Styles of Mentoring
Zachary Wallace, MD, MSc, assistant professor of medicine, Harvard Medical School, Boston, and member, Clinical Epidemiology Research Program, Division of Rheumatology, Allergy, and Immunology, Massachusetts General Hospital, Boston, spoke next, and he focused on several different types of mentors that exist, as presented in an excellent paper published in JAMA Internal Medicine.2
The traditional mentor is one who uses a formal, dynamic and reciprocal relationship with a novice (mentee) to promote career growth for both the mentor and mentee.
The coach is an individual who teaches others how to improve in a particular skill or subject; coaches are distinct from mentors in that they focus on performance related to a specific issue rather than growth in multiple dimensions.
A sponsor is someone who does several things: uses his/her influence in a field to make mentees more visible; risks his/her reputation when recommending junior colleagues; and promotes a mentee without this action being visible to the mentee, meaning that support is given in a somewhat anonymous fashion.
Connectors, the final category, represent master networkers who have extensive social and political capital accrued from years of academic success.
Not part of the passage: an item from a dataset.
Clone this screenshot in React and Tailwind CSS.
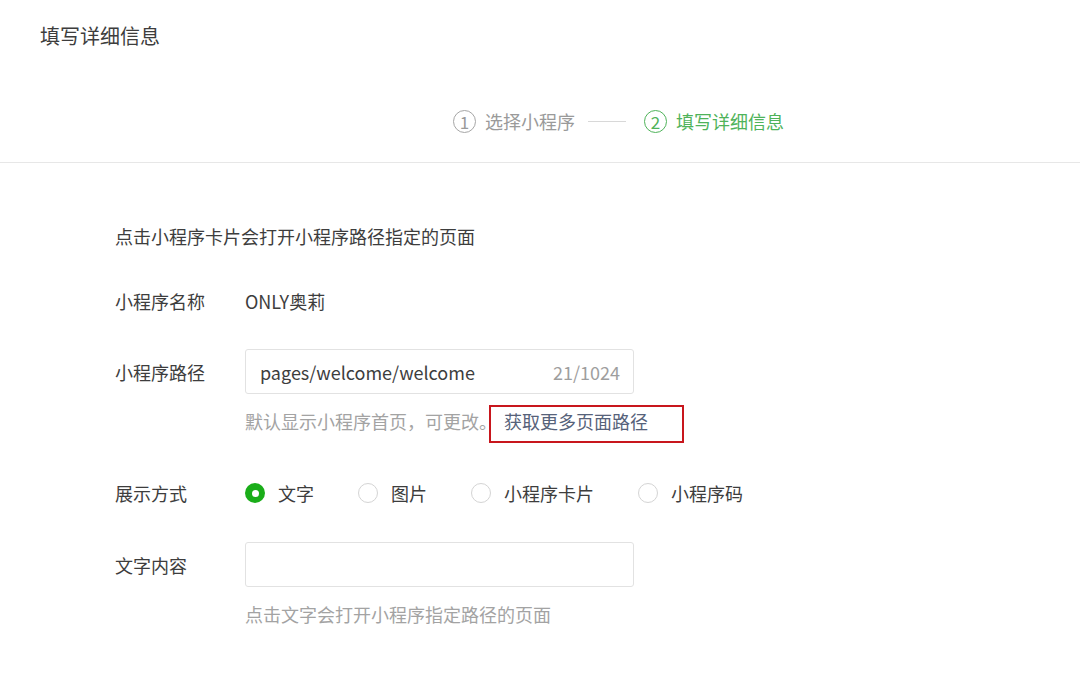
import React from "react";

const font = { fontFamily: '"Noto Sans CJK SC", "Noto Sans", sans-serif' };

function Radio({ checked, label }) {
  return (
    <div className="flex items-center gap-[13px]">
      {checked ? (
        <span className="w-[20px] h-[20px] rounded-full bg-[#1aad19] flex items-center justify-center">
          <span className="w-[7px] h-[7px] rounded-full bg-white" />
        </span>
      ) : (
        <span className="w-[20px] h-[20px] rounded-full border border-[#d4d4d4] bg-white" />
      )}
      <span className="text-[18px] leading-[24px] text-[#3d3d3d]">{label}</span>
    </div>
  );
}

export default function App() {
  return (
    <div className="w-[1080px] h-[699px] bg-white overflow-hidden" style={font}>
      <div className="border-b border-[#e7e7e7] pb-[29px]">
        <div className="pl-[40px] pt-[24px] text-[20px] leading-[24px] text-[#3d3d3d]">填写详细信息</div>
        <div className="mt-[61px] pl-[453px] flex items-center h-[24px]">
          <span className="w-[23px] h-[23px] rounded-full border-[1.5px] border-[#a6a6a6] text-[#9a9a9a] text-[17px] leading-none flex items-center justify-center">1</span>
          <span className="ml-[9px] text-[18px] leading-[24px] text-[#9a9a9a]">选择小程序</span>
          <span className="ml-[13px] mr-[18px] w-[38px] h-px bg-[#d8d8d8]" />
          <span className="w-[23px] h-[23px] rounded-full border-[1.5px] border-[#4fb35a] text-[#4fb35a] text-[17px] leading-none flex items-center justify-center">2</span>
          <span className="ml-[9px] text-[18px] leading-[24px] text-[#4fb35a]">填写详细信息</span>
        </div>
      </div>

      <div className="pl-[115px] pt-[61px] text-[18px] leading-[24px] text-[#3d3d3d]">
        <div>点击小程序卡片会打开小程序路径指定的页面</div>

        <div className="mt-[41px] flex items-center">
          <div className="w-[130px]">小程序名称</div>
          <div>ONLY奥莉</div>
        </div>

        <div className="mt-[36px] flex items-center">
          <div className="w-[130px]">小程序路径</div>
          <div className="w-[389px] h-[45px] border border-[#e2e2e2] rounded-[3px] flex items-center justify-between pl-[14px] pr-[13px]">
            <span className="text-[#3d3d3d]">pages/welcome/welcome</span>
            <span className="text-[#9e9e9e]">21/1024</span>
          </div>
        </div>

        <div className="mt-[15px] pl-[130px] flex items-center">
          <span className="text-[#a3a3a3]">默认显示小程序首页，可更改。</span>
          <span className="relative ml-[7px] text-[#56627a]">
            获取更多页面路径
            <span className="absolute left-[-15px] right-[-36px] top-[-4px] bottom-[-10px] border-2 border-[#c8161d]" />
          </span>
        </div>

        <div className="mt-[48px] flex items-center">
          <div className="w-[130px]">展示方式</div>
          <div className="flex items-center gap-[44px]">
            <Radio checked label="文字" />
            <Radio label="图片" />
            <Radio label="小程序卡片" />
            <Radio label="小程序码" />
          </div>
        </div>

        <div className="mt-[37px] flex items-center">
          <div className="w-[130px]">文字内容</div>
          <div className="w-[389px] h-[45px] border border-[#e2e2e2] rounded-[3px]" />
        </div>

        <div className="mt-[15px] pl-[130px] text-[#a3a3a3]">点击文字会打开小程序指定路径的页面</div>
      </div>
    </div>
  );
}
By making connections between others, these connectors can impact large fields in significant ways, though they may be and feel quite remote from mentees because they are working from afar and on a grand scale.
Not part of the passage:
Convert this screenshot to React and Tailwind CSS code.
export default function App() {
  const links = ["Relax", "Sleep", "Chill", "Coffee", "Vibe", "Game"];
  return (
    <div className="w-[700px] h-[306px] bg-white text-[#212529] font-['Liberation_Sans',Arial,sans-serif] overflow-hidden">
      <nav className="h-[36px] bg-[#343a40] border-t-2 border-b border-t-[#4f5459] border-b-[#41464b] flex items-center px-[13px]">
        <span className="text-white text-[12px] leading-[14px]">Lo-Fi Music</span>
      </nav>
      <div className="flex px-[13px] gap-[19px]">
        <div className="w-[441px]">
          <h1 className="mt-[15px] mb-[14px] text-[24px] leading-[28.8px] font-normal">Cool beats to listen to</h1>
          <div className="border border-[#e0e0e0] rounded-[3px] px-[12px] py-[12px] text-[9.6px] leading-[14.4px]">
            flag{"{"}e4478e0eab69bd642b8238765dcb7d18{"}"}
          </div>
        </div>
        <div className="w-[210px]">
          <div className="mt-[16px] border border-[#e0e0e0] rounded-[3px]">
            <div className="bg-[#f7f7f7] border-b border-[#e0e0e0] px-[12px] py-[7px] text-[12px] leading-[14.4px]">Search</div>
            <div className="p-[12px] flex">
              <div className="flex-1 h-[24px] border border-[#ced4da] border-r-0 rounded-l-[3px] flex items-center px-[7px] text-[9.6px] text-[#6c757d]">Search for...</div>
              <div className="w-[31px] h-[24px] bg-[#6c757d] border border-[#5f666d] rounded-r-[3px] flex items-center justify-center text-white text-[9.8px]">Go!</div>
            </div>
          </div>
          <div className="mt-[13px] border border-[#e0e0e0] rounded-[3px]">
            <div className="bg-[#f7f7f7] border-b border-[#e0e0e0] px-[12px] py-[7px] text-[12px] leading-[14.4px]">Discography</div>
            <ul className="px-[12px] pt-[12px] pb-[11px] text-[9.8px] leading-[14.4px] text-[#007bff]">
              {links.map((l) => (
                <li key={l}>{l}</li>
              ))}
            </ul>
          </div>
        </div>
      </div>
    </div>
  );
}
Dr. Wallace described how these types of mentorship have influenced the COVID-19 Global Rheumatology Alliance, which is a grassroots organization that began through connections on Twitter at the beginning of the pandemic. Several innovative mentoring approaches that have been used by this network include 1) involving patients extensively in the steering committee, study design, scientific writing and other endeavors to facilitate bidirectional mentoring between patients and physicians, 2) linking clinicians virtually from across the world to help them work together, and 3) using microgrants to assist investigators in developing countries while also guiding them through proposals, providing feedback and supporting data collection, analysis and presentation activities.
Shortage of Pediatric Rheumatologists
The final speaker in this portion of the summit was Sumaira Farman, MBBS, FRCP, MRCP, MACP, FACR, professor of medicine, National Hospital and Medical Center, Fatima Memorial Hospital College of Medicine and Dentistry, Lahore, Pakistan. Dr. Farman discussed the critical shortage of pediatric rheumatologists in much of the world, particularly in countries with low gross domestic product.